Stored items from a collection
----------------------------------------

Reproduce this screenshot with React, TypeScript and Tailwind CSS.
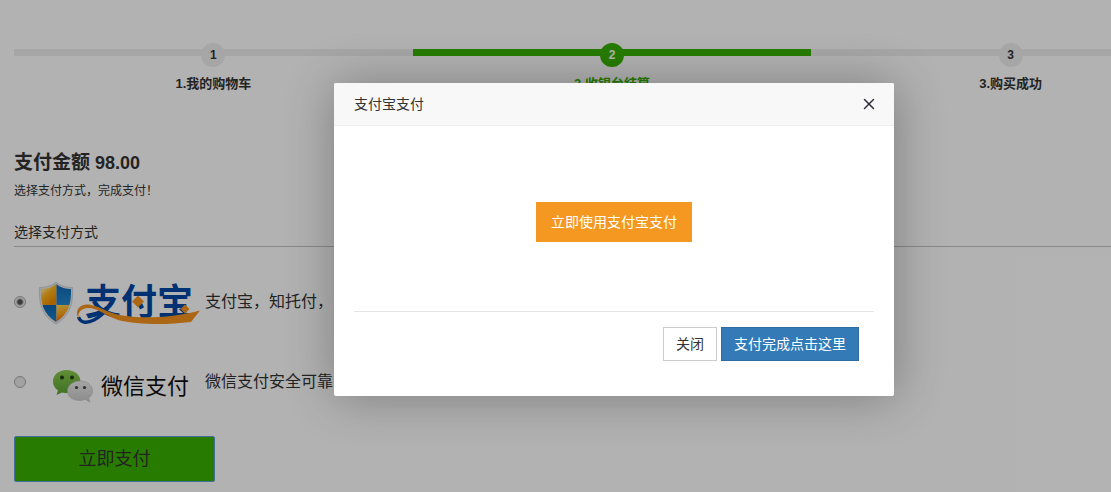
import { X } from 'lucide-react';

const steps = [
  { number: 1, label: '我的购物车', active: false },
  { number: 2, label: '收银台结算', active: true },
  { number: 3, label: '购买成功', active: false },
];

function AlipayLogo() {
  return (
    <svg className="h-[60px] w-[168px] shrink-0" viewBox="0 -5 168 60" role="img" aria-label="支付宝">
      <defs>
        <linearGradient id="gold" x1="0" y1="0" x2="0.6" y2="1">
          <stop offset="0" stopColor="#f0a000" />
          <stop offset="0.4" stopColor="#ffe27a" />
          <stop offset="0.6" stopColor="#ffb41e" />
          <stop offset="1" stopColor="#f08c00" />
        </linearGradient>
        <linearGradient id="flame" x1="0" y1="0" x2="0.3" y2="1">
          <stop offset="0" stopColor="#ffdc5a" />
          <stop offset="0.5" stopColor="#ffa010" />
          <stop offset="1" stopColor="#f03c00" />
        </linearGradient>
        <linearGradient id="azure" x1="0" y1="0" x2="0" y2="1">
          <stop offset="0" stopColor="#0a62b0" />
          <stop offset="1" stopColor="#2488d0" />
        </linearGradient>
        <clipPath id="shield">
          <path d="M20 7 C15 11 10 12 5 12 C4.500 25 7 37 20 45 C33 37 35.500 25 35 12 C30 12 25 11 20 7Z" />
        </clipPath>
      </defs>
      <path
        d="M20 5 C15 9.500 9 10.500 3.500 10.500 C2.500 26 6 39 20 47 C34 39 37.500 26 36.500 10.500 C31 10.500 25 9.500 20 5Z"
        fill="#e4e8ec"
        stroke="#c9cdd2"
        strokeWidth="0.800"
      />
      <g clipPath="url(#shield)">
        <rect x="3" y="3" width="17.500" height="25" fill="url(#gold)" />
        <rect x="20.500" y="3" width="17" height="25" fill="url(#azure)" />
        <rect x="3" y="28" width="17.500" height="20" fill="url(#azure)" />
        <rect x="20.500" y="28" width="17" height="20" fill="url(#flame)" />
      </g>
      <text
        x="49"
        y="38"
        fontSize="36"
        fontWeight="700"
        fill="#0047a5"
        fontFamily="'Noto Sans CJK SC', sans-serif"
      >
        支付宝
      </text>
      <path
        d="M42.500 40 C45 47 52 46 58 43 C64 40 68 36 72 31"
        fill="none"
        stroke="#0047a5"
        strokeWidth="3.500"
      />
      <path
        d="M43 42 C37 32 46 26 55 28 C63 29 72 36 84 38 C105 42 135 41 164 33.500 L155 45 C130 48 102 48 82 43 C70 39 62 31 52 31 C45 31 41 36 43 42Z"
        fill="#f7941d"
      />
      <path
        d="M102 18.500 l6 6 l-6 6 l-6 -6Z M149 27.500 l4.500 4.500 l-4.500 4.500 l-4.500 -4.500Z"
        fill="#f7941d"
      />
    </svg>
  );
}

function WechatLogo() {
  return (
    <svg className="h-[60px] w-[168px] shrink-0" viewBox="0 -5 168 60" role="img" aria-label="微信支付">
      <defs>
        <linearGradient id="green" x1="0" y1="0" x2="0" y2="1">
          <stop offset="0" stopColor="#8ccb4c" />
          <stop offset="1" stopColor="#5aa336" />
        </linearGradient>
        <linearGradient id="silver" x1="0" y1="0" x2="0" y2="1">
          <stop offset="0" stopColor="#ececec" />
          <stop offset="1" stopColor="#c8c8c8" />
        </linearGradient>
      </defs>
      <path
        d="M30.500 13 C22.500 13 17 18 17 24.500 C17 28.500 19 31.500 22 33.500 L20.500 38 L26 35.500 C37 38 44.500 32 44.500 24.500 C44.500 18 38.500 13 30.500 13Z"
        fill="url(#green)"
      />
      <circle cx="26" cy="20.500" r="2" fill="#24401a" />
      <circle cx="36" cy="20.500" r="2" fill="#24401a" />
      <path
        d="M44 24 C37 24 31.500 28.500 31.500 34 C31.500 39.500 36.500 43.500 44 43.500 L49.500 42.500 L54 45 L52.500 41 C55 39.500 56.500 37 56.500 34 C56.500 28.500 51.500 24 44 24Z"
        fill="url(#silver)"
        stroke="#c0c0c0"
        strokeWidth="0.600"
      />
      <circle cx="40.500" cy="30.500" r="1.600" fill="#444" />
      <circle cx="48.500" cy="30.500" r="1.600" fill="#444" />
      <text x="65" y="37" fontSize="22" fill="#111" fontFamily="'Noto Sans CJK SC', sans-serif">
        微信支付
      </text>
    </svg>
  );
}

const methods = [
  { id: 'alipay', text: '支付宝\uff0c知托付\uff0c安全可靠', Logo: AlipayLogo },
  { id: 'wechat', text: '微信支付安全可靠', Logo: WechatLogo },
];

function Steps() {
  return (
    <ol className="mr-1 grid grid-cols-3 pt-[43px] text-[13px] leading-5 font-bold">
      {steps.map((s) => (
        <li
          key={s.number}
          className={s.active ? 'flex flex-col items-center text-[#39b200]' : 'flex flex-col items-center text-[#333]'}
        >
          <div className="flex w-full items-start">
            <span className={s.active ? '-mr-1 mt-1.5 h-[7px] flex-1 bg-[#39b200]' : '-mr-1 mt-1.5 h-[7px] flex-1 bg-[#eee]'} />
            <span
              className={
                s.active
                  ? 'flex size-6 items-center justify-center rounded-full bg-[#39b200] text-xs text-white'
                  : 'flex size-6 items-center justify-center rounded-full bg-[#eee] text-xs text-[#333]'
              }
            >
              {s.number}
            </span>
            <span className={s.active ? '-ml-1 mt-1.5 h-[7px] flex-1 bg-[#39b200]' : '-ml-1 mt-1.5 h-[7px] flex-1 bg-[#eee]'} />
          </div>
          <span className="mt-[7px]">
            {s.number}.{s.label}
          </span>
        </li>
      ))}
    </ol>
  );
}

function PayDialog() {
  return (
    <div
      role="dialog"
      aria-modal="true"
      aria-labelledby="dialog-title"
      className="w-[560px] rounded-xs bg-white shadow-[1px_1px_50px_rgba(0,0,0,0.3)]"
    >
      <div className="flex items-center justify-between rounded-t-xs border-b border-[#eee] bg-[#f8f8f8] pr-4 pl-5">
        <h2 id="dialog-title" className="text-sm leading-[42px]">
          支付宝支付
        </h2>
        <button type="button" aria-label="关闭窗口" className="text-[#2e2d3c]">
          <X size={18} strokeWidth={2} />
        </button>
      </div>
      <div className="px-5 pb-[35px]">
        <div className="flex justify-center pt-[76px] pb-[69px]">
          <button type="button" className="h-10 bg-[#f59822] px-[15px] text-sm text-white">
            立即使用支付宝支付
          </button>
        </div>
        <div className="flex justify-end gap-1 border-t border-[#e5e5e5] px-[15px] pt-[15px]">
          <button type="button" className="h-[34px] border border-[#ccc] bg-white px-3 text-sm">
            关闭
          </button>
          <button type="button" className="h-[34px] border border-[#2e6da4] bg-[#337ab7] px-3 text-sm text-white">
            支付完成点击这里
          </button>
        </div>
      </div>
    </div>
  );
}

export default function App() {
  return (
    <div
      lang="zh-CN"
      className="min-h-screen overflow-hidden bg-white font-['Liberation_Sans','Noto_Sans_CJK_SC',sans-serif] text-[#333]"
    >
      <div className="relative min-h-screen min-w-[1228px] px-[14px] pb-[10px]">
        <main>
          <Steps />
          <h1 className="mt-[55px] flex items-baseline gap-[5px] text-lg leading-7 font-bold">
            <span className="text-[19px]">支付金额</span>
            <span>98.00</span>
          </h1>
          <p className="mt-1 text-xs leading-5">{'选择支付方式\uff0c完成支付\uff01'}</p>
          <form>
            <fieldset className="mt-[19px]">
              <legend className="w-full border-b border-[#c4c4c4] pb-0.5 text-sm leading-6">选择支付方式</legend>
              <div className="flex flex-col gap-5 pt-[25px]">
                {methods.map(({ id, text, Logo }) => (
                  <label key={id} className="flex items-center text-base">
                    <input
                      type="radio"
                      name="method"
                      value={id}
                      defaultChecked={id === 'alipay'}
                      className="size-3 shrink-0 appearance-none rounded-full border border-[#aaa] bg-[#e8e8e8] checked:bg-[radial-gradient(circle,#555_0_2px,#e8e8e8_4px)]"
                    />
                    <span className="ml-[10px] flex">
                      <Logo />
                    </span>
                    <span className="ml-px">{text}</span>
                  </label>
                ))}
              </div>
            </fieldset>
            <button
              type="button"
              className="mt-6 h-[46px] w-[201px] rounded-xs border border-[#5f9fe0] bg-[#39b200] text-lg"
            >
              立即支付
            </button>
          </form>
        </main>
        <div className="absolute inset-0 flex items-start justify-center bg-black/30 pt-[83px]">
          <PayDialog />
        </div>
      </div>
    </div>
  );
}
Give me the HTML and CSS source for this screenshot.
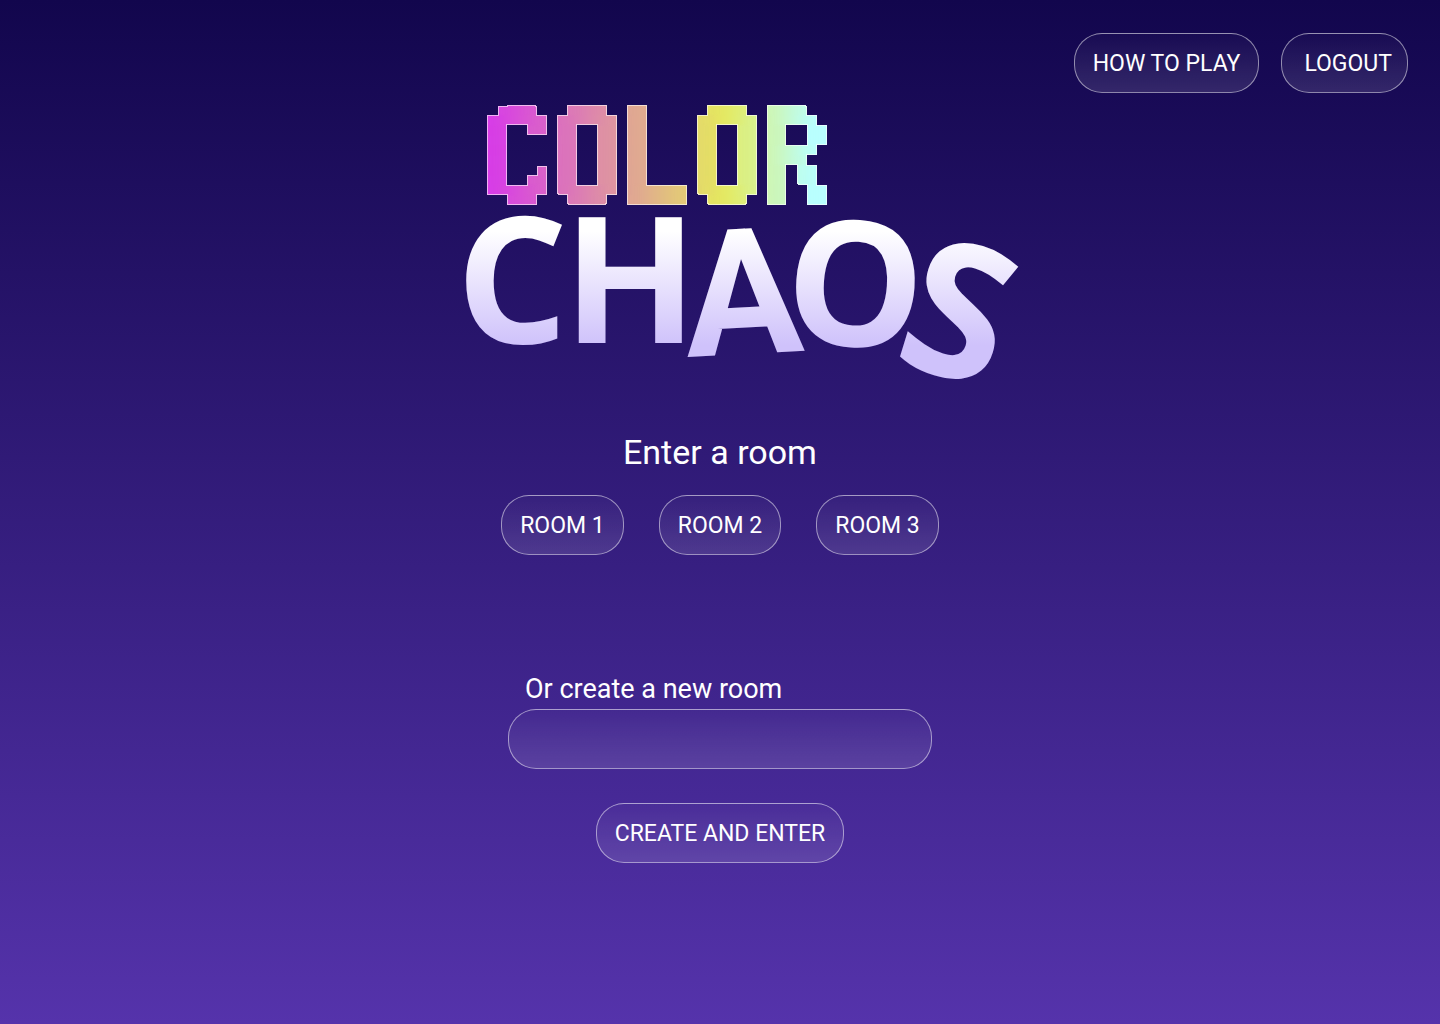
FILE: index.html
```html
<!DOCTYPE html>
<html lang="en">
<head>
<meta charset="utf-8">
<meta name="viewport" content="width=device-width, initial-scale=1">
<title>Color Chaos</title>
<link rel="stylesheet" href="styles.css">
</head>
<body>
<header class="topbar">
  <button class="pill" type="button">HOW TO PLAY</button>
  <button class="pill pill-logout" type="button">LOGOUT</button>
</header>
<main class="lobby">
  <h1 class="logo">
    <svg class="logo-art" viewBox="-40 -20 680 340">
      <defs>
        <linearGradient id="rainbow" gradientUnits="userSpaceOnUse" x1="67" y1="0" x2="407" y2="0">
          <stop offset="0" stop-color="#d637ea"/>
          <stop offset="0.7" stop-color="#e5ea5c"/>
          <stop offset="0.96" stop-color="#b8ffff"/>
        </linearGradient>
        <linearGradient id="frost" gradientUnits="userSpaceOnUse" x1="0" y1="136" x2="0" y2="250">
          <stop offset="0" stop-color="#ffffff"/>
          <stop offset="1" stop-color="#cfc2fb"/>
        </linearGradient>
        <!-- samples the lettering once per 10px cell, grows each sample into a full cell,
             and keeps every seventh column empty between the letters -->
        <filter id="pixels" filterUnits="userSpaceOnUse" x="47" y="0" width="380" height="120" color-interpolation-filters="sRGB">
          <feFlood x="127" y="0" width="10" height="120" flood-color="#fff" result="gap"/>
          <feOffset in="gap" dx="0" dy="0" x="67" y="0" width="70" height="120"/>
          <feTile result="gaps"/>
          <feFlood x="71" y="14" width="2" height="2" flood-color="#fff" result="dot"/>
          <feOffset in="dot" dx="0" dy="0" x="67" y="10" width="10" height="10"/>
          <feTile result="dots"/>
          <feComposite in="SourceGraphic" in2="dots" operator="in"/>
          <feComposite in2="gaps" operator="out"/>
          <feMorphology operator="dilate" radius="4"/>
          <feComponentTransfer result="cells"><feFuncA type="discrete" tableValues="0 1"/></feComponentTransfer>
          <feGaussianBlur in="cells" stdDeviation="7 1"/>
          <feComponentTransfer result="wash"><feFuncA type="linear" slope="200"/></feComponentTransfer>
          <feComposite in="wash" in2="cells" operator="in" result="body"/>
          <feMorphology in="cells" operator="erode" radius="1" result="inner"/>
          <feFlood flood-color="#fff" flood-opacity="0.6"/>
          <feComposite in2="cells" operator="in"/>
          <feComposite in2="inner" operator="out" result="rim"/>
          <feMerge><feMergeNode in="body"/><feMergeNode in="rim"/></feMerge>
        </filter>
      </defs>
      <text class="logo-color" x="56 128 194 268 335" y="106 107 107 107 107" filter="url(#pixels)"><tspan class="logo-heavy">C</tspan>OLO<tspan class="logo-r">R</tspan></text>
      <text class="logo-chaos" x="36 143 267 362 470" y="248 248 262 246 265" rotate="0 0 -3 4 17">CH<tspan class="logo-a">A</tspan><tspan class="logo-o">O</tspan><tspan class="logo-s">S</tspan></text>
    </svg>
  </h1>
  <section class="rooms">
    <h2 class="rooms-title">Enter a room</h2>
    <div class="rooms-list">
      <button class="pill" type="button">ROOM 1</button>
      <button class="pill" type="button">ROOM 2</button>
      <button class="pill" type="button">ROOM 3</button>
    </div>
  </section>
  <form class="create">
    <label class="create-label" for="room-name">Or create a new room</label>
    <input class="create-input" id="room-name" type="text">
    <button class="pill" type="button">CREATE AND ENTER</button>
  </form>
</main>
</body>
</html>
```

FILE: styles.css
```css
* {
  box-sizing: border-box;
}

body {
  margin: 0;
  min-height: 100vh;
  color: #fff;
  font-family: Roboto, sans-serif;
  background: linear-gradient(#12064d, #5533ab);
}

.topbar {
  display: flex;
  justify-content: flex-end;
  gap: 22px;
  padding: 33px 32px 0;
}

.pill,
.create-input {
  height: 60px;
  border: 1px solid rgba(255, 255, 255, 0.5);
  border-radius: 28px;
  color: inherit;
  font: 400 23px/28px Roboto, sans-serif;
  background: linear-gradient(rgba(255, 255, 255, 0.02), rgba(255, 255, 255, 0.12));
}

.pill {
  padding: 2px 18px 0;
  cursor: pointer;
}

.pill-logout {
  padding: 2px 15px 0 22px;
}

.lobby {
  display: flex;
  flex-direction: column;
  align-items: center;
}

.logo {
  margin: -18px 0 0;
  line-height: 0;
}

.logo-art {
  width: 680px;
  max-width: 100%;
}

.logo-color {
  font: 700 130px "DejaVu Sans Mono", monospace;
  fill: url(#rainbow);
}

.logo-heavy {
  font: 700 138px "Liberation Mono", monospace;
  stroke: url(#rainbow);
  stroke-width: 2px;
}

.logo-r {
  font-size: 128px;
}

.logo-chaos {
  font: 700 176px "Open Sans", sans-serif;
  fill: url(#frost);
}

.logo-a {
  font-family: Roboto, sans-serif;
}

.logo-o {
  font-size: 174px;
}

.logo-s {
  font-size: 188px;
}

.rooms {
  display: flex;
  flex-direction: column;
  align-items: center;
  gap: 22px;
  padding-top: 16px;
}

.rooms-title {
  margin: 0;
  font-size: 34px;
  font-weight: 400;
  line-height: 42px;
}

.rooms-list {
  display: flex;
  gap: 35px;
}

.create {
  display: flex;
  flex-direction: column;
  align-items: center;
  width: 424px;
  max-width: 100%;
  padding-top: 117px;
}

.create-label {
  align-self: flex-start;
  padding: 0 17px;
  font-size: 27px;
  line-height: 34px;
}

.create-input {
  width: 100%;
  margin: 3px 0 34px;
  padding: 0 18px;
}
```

----------------------------------------

**THE EXERCISE**
Scan the data for the word "screenshot" and copy every line where it shows up.

**SOLUTION BELOW**
Reproduce this screenshot with React, TypeScript and Tailwind CSS.
Give me the HTML and CSS source for this screenshot.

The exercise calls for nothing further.